**EXERCISE DIRECTIONS**
Produce word for word the lines of the data below running from the one that has "Rebuild this screenshot" to the one that has "const ink = '#191b1b';", inclusive, and no others.

+++ INFORMATION SUPPLIED

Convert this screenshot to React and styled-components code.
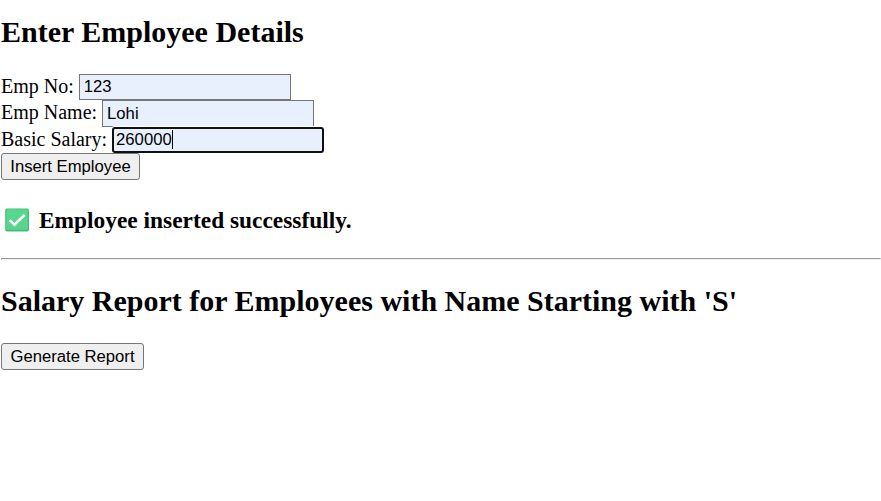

++++++
+++ INFORMATION SUPPLIED

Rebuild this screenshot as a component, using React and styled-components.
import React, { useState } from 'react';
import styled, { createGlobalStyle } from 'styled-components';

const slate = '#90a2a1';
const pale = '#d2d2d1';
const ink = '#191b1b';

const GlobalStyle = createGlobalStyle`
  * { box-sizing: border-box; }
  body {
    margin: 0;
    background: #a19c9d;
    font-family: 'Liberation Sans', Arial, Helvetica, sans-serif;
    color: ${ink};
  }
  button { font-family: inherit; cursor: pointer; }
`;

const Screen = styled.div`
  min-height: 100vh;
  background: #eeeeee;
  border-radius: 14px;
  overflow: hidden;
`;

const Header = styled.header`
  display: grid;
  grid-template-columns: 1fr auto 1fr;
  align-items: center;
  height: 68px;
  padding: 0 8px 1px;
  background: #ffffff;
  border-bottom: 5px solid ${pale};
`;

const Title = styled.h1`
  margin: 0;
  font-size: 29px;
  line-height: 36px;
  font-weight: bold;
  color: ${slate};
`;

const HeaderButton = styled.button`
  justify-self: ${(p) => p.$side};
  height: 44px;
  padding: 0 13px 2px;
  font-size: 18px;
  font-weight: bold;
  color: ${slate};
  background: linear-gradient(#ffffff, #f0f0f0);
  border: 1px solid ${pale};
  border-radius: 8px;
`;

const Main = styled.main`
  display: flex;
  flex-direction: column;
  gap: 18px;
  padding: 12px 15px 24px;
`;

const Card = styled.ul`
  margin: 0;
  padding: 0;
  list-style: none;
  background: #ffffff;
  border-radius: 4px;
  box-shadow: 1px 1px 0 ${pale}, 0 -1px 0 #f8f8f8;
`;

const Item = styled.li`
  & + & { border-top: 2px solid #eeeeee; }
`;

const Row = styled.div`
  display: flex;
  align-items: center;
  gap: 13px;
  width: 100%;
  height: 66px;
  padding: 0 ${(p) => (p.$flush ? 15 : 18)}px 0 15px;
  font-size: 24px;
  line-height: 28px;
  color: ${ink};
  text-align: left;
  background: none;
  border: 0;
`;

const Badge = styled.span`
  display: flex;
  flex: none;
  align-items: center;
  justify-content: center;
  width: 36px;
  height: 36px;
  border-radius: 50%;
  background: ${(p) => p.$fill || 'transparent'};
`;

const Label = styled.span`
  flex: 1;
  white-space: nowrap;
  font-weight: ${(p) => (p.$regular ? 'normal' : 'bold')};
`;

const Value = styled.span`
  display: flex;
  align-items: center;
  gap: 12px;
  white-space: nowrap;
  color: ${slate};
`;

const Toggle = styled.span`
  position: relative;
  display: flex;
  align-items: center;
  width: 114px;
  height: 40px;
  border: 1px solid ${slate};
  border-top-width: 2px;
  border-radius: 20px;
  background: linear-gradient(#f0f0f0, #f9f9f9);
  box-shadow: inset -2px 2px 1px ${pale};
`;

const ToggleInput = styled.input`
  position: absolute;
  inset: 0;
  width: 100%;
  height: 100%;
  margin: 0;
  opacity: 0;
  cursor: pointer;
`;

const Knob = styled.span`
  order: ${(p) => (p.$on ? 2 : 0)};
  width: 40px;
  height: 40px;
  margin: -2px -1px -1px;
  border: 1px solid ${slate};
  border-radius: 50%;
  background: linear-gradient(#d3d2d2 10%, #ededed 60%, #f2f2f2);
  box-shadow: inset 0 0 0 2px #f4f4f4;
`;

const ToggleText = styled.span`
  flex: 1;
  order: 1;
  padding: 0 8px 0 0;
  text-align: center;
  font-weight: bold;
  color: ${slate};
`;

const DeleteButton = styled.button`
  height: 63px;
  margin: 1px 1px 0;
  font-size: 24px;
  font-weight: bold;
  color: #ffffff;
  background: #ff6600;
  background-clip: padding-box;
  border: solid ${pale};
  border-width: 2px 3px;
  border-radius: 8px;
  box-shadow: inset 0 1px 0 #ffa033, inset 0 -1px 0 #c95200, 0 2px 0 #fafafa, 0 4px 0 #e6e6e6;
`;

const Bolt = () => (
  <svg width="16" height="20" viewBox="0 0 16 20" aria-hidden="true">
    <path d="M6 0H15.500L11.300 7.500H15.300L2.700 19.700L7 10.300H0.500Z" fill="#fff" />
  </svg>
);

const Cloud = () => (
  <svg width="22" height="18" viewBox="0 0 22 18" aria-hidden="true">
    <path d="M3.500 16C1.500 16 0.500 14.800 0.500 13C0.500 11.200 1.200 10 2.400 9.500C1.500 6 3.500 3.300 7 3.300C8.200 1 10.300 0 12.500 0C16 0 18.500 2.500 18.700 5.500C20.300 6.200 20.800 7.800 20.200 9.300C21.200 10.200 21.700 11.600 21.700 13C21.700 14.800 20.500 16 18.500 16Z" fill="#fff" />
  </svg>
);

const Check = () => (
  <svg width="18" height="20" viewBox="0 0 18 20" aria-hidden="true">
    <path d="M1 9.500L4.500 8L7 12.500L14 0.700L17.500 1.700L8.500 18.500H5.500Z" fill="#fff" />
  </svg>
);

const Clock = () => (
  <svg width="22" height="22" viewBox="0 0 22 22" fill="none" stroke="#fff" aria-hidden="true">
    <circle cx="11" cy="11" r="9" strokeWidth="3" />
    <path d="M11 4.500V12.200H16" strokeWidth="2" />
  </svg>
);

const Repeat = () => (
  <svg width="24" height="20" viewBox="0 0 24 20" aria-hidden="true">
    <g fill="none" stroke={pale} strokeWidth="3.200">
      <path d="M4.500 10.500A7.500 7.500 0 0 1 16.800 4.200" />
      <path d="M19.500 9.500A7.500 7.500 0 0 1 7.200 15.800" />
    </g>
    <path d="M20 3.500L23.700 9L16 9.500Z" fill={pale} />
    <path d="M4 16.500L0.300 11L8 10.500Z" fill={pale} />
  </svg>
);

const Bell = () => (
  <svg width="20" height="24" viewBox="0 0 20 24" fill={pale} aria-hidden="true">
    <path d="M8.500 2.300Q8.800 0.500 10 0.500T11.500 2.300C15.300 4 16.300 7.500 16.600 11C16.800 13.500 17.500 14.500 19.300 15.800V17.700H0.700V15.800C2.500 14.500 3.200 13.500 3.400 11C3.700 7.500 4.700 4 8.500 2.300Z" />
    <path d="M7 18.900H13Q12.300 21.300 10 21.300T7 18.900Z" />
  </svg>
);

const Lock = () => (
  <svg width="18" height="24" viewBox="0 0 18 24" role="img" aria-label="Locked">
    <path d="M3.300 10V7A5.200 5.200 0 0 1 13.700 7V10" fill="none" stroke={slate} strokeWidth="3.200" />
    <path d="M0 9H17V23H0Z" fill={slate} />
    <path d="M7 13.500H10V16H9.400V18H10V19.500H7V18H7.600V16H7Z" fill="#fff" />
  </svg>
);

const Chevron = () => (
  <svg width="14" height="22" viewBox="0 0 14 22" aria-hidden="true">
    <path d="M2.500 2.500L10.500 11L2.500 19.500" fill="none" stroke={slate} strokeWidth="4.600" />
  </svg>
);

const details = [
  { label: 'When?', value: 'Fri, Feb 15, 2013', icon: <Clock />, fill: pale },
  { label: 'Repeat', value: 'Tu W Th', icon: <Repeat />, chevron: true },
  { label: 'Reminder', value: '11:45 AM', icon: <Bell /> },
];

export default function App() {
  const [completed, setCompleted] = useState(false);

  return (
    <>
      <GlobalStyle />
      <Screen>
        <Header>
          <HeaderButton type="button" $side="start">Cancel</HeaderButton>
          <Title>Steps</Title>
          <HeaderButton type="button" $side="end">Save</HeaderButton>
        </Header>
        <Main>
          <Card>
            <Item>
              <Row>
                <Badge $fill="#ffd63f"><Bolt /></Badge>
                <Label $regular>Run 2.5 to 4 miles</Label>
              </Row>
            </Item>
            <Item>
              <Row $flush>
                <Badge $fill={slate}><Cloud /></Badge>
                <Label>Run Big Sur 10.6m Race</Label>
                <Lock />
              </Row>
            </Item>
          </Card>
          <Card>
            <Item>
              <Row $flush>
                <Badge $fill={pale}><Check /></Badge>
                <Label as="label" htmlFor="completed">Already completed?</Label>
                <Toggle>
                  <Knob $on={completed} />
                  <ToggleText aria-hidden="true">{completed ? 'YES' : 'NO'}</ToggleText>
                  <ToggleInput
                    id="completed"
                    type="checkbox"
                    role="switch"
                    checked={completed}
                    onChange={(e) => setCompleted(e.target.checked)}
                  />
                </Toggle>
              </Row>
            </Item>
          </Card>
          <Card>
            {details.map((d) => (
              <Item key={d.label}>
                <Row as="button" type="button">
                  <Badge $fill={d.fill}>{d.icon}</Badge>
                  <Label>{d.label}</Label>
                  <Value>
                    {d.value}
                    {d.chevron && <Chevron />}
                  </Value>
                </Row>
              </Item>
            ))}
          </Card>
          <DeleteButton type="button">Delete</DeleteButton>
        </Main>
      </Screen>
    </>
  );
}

++++++

**CORRECT RESPONSE**
Rebuild this screenshot as a component, using React and styled-components.
import React, { useState } from 'react';
import styled, { createGlobalStyle } from 'styled-components';

const slate = '#90a2a1';
const pale = '#d2d2d1';
const ink = '#191b1b';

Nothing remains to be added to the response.